University of KwaZulu-Natal professor and National Research Foundation (NRF) research chair Dori Posel probed why African women were less likely to marry than women of other races, and why, when African women did marry, they did so at a far older age.

That African women were far less likely than Indian or white women to be currently or previously married was a national trend.

In trying to explain it, Posel looked to apartheid legislation and the long periods for which migrant labourers were separated from their partners.

However, even with the end of all restrictions on migration and urbanisation, marriage rates continued to fall throughout the post-apartheid period, and the gap between races in marriage rates widened.

Other studies had suggested that, with growing levels of education and more employment opportunities for African women, attitudes to marriage had changed.

But in her analysis of the data, Posel found that high percentages of young African men and women wanted to marry.

“Highlighted in a number of mostly recent studies is that economic constraints may delay or inhibit the ability of African men and women to marry,” Posel explained.

There was a link between the economic status of African men and the likelihood of marriage.

“First, African men who are married earn considerably more, on average, than other African men who are identical in other respects such as age, education and where they live,” Posel explained.

 

While the availability of unmarried men relative to unmarried women was expected to influence marriage rates, Posel and fellow UKZN researcher Daniela Casale investigated this and still concluded that the likelihood that an African woman married was not so much influenced by the number of unmarried men, but more by the quality (economic status) of these men.

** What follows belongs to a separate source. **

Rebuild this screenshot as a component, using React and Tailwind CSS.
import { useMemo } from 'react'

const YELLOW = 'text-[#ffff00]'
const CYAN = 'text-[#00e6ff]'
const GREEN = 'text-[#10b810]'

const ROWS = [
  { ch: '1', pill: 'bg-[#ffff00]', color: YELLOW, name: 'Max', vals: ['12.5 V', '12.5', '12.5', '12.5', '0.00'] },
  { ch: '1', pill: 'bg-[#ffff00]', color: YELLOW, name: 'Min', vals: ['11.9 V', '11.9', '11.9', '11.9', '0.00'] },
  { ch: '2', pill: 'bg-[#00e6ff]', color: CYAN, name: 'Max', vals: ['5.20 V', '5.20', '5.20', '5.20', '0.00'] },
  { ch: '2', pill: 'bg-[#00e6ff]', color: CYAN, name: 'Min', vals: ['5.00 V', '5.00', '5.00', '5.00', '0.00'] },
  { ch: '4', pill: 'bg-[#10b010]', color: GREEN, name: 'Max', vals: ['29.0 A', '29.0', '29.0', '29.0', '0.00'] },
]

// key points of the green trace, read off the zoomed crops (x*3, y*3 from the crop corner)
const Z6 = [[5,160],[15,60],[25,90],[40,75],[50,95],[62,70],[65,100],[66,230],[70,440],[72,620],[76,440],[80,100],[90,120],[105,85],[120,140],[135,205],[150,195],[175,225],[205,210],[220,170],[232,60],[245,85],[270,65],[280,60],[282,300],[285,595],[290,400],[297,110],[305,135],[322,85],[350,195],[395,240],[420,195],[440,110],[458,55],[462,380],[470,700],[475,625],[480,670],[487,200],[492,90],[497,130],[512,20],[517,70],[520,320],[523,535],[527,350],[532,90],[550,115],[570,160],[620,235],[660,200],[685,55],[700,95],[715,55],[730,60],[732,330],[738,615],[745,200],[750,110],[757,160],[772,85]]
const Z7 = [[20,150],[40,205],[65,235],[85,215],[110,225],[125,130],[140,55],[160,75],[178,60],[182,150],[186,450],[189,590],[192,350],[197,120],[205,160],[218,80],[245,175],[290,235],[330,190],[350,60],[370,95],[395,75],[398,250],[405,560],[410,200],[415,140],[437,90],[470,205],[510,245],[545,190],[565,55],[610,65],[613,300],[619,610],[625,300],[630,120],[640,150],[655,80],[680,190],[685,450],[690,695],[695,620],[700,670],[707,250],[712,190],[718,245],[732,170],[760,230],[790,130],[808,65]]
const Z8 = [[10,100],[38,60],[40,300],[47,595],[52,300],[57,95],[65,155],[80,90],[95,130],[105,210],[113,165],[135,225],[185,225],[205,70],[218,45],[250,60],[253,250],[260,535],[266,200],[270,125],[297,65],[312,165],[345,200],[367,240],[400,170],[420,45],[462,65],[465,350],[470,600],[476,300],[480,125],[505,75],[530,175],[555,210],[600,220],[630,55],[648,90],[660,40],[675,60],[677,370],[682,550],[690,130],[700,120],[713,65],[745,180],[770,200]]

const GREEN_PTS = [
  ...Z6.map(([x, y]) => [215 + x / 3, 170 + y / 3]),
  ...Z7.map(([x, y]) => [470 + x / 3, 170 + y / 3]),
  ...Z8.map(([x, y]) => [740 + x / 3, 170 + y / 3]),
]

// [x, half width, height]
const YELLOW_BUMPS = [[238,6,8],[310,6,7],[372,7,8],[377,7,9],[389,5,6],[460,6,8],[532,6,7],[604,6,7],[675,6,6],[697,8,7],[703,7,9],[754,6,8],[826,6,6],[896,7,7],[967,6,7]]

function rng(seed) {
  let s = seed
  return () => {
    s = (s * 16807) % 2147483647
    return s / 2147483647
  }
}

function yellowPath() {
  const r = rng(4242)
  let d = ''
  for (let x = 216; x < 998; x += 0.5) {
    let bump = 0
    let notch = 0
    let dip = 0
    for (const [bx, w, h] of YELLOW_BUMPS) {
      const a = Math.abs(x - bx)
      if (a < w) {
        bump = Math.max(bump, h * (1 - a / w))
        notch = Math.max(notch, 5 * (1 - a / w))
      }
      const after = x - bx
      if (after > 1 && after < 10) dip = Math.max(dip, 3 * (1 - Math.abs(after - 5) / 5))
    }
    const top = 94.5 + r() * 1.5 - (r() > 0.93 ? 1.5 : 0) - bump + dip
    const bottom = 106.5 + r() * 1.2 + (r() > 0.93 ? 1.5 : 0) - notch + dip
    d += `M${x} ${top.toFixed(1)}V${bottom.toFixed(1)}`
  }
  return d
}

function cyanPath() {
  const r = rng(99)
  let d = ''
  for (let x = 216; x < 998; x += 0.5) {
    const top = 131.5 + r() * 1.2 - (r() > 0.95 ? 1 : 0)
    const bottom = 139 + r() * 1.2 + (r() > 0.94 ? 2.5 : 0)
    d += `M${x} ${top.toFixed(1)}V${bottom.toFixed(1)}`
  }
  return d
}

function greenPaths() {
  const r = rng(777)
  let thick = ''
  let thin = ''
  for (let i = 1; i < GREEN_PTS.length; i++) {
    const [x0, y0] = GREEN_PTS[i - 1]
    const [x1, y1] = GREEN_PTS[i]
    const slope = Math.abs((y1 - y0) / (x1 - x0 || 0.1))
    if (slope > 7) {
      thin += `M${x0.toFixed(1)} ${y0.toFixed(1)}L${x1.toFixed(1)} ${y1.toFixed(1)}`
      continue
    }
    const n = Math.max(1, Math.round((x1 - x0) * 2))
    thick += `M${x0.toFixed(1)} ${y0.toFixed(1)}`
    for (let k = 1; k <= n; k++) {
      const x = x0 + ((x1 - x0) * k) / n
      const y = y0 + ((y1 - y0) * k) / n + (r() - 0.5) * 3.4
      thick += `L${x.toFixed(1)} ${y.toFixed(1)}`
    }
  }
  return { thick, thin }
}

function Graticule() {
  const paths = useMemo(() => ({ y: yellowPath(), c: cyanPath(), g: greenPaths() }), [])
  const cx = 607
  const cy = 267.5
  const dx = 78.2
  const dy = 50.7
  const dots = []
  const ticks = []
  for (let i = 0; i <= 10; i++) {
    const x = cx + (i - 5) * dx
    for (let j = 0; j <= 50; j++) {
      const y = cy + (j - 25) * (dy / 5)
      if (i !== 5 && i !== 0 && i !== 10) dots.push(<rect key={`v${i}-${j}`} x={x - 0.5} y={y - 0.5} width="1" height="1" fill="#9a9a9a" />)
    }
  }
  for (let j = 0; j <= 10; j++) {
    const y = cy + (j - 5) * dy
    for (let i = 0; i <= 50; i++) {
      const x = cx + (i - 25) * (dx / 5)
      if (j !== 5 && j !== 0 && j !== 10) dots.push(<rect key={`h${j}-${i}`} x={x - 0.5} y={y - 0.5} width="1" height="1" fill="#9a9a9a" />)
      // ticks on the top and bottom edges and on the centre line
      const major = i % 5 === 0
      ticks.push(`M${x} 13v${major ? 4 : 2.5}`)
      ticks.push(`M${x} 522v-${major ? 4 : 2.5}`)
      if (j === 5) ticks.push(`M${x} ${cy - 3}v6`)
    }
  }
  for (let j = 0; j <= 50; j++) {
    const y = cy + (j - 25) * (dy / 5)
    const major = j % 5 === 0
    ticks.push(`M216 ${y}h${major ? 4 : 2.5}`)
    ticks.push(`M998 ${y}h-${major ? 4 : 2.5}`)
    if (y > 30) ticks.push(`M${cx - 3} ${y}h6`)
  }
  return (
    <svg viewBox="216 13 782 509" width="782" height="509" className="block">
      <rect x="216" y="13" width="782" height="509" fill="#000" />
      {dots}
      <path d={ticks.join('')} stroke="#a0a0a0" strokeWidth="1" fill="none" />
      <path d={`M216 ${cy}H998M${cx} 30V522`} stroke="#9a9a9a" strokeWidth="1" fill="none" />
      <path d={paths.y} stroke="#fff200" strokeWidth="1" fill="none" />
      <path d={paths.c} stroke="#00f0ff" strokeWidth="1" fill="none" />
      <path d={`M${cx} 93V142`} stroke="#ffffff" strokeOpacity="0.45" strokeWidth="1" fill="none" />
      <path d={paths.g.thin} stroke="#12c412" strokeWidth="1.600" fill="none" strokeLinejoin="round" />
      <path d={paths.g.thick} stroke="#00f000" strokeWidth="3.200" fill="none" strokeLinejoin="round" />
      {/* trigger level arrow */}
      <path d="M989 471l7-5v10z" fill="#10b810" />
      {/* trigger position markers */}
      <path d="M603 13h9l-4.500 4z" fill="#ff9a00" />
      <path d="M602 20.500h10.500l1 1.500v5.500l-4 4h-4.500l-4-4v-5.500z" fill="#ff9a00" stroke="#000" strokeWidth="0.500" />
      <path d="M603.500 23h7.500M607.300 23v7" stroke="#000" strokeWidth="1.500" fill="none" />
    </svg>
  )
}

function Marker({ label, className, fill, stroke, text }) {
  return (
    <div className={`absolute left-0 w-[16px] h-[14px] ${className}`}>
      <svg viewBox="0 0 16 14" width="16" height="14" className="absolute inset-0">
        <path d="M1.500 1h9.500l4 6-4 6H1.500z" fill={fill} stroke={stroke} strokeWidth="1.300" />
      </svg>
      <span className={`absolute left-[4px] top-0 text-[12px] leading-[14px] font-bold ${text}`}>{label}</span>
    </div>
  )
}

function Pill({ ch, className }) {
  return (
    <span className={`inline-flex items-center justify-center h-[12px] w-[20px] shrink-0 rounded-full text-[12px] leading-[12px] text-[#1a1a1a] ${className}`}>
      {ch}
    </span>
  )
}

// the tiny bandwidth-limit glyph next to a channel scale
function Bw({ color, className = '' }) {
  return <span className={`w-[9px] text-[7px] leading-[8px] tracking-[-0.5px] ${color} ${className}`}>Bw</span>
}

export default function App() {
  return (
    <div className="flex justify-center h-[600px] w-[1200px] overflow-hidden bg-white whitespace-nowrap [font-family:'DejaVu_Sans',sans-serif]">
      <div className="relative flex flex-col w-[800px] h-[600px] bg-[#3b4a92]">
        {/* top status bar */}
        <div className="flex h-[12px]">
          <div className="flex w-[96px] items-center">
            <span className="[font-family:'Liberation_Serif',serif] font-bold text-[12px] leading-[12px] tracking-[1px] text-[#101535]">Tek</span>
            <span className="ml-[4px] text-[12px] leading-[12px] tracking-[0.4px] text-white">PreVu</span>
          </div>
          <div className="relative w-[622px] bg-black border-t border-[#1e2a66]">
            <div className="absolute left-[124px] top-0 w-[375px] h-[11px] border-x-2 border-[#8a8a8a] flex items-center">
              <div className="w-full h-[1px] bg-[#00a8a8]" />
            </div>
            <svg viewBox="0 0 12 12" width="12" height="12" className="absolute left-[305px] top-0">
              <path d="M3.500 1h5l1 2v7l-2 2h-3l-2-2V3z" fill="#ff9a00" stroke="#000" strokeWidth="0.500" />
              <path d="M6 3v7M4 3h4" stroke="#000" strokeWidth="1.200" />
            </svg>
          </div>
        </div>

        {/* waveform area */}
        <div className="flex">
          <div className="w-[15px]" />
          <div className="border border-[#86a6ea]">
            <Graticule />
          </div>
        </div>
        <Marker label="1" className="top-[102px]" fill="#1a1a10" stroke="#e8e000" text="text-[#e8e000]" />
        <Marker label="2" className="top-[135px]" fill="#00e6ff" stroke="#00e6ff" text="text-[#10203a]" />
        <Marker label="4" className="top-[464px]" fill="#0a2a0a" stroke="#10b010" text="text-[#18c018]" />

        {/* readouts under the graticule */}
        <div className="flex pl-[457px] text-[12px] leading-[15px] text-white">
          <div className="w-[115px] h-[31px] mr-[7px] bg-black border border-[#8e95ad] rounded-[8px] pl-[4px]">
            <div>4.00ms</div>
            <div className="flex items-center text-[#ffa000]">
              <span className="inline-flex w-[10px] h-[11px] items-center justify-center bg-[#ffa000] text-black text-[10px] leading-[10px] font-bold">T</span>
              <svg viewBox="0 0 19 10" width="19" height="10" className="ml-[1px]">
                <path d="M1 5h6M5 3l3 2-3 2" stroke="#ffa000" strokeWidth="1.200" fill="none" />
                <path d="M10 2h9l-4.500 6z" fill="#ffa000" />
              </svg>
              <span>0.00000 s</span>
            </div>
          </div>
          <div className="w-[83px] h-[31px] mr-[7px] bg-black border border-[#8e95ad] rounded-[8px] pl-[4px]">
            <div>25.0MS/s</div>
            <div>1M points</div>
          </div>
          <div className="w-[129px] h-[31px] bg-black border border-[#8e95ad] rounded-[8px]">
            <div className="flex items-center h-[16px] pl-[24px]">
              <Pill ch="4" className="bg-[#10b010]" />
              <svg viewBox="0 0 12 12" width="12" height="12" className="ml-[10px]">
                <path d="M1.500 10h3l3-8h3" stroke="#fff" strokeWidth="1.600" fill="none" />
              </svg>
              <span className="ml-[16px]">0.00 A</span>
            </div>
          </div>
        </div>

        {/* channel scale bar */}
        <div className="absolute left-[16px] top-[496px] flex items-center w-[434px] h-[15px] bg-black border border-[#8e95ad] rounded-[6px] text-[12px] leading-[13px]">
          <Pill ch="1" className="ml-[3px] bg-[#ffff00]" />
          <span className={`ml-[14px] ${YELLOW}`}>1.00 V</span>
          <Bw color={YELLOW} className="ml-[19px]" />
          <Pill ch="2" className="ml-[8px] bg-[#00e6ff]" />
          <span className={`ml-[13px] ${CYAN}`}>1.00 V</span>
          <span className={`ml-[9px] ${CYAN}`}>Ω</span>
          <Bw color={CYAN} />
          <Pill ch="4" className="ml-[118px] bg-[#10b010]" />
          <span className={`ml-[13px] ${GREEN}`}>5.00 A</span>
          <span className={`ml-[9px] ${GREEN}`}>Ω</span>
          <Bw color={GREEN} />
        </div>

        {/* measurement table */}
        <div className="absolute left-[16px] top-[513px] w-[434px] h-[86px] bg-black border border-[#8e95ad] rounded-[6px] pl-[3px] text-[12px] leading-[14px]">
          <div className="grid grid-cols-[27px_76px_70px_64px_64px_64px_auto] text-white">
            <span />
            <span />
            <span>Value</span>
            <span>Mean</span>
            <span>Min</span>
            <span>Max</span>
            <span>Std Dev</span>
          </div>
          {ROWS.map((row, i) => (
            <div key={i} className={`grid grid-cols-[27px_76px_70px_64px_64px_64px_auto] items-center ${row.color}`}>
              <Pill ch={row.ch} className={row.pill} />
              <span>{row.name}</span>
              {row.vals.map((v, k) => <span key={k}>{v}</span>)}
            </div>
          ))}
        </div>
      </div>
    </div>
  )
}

A similar relationship did not exist among white men and women.

Enter lobolo as a possible explanation.

Studies over the past two decades pointed to the rising costs of lobolo, which seemed to be particularly high in KZN, and had been associated with the “commercialisation” of the “highly valued and respected tradition”.

Posel and three other researchers interviewed Zulu men and women living in Durban to find out why, if people wanted to marry, the price of lobolo was not lowered.

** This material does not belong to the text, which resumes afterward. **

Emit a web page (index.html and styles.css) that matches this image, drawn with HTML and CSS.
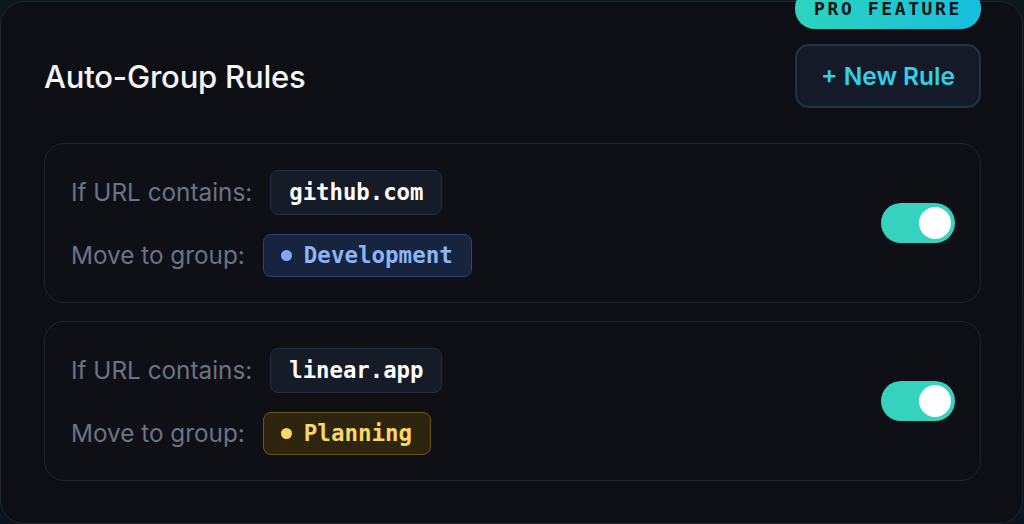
FILE: index.html
```html
<!DOCTYPE html>
<html lang="en">
<head>
<meta charset="utf-8">
<title>Auto-Group Rules</title>
<link rel="stylesheet" href="styles.css">
</head>
<body>
<section class="panel">
  <span class="pro-badge">PRO FEATURE</span>
  <header class="panel-head">
    <h2 class="panel-title">Auto-Group Rules</h2>
    <button class="new-rule">+ New Rule</button>
  </header>
  <div class="rules">
    <article class="rule">
      <div class="rule-body">
        <div class="rule-row">
          <span class="rule-label">If URL contains:</span>
          <code class="url-pill">github.com</code>
        </div>
        <div class="rule-row">
          <span class="rule-label">Move to group:</span>
          <span class="group-pill group-blue"><span class="dot"></span>Development</span>
        </div>
      </div>
      <span class="toggle on"><span class="knob"></span></span>
    </article>
    <article class="rule">
      <div class="rule-body">
        <div class="rule-row">
          <span class="rule-label">If URL contains:</span>
          <code class="url-pill">linear.app</code>
        </div>
        <div class="rule-row">
          <span class="rule-label">Move to group:</span>
          <span class="group-pill group-yellow"><span class="dot"></span>Planning</span>
        </div>
      </div>
      <span class="toggle on"><span class="knob"></span></span>
    </article>
  </div>
</section>
</body>
</html>
```
FILE: styles.css
```css
html, body {
  margin: 0;
  padding: 0;
  height: 100%;
}
body {
  background: linear-gradient(180deg, #0a1a1c 0%, #0a1420 100%);
  font-family: "Inter", "Liberation Sans", sans-serif;
  overflow: hidden;
}
.panel {
  position: relative;
  box-sizing: border-box;
  width: 1023px;
  height: 523px;
  margin-top: 1px;
  background: #0e0f14;
  border: 1px solid #23252d;
  border-radius: 24px;
  padding: 42px 41px 0 43px;
}
.pro-badge {
  position: absolute;
  top: -14px;
  right: 41px;
  width: 186px;
  height: 41px;
  box-sizing: border-box;
  border-radius: 20px;
  background: linear-gradient(90deg, #2dd4bf 0%, #16bfdc 100%);
  color: #0b1416;
  font-family: "DejaVu Sans Mono", "Liberation Mono", monospace;
  font-weight: bold;
  font-size: 18px;
  letter-spacing: 2.6px;
  display: flex;
  align-items: center;
  justify-content: center;
}
.panel-head {
  display: flex;
  align-items: center;
  justify-content: space-between;
  height: 64px;
}
.panel-title {
  margin: 0;
  color: #f5f6f8;
  font-size: 31px;
  font-weight: 500;
  letter-spacing: -0.2px;
}
.new-rule {
  width: 186px;
  height: 64px;
  box-sizing: border-box;
  background: #141a28;
  border: 2px solid #1c3644;
  border-radius: 14px;
  color: #2fd0e8;
  font-family: "Inter", "Liberation Sans", sans-serif;
  font-size: 24.5px;
  font-weight: 600;
  cursor: pointer;
}
.rules {
  display: flex;
  flex-direction: column;
  gap: 18px;
  margin-top: 35px;
}
.rule {
  box-sizing: border-box;
  height: 160px;
  display: flex;
  align-items: center;
  justify-content: space-between;
  padding: 0 25px 0 26px;
  border: 1.5px solid #23252d;
  border-radius: 20px;
  background: #0f1015;
}
.rule-body {
  display: flex;
  flex-direction: column;
  gap: 19px;
}
.rule-row {
  display: flex;
  align-items: center;
  gap: 18px;
}
.rule-label {
  color: #6b7385;
  font-size: 24.3px;
  font-weight: 400;
}
.url-pill {
  box-sizing: border-box;
  height: 45px;
  display: inline-flex;
  align-items: center;
  padding: 0 18px;
  background: #161b28;
  border: 1.5px solid #262c39;
  border-radius: 8px;
  color: #ffffff;
  font-family: "DejaVu Sans Mono", "Liberation Mono", monospace;
  font-weight: bold;
  font-size: 22.3px;
}
.group-pill {
  box-sizing: border-box;
  height: 43px;
  display: inline-flex;
  align-items: center;
  gap: 12px;
  padding: 0 18px 0 17px;
  border-radius: 8px;
  font-family: "DejaVu Sans Mono", "Liberation Mono", monospace;
  font-weight: bold;
  font-size: 22.5px;
}
.dot {
  width: 11px;
  height: 11px;
  border-radius: 50%;
}
.group-blue {
  background: #16243d;
  border: 1.5px solid #28476f;
  color: #8db5f6;
}
.group-blue .dot {
  background: #7eaaf5;
}
.group-yellow {
  background: #2d250e;
  border: 1.5px solid #6a5418;
  color: #f9d56a;
}
.group-yellow .dot {
  background: #fcd56b;
}
.toggle {
  box-sizing: border-box;
  width: 74px;
  height: 40px;
  border-radius: 20px;
  background: #35d2bd;
  padding: 4px;
  display: flex;
  justify-content: flex-end;
}
.knob {
  width: 32px;
  height: 32px;
  border-radius: 50%;
  background: #ffffff;
}
```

“Our research suggests that lobolo confers significant social status on the men who pay it, and on the women for whom it is paid – and that the payment of lobolo is therefore intertwined with men and women’s sense of their self-worth,” Posel said.

“As one of the study participants said: ‘I am not just a R10 000 woman’, while another remarked: ‘If the husband had paid lobolo, he would know that he has worked hard to be with this woman, and he would think twice to mess it up’.”

Given the financial obstacles to marriage, Posel thought it curious that more unmarried couples did not chose to simply live together.

But her research also suggested that in the Zulu community cohabitation, even after the couple had a child, was unacceptable.

Posel argued that low marriage rates were important to understanding child poverty.

Low marriage rates were one of the main reasons why the majority of African children in South Africa were far more likely to live with their mothers than with both parents, or with their fathers.

“Children are more likely to live in poverty where it is a woman who is the primary income provider. Women earn less in the labour market,” Posel said.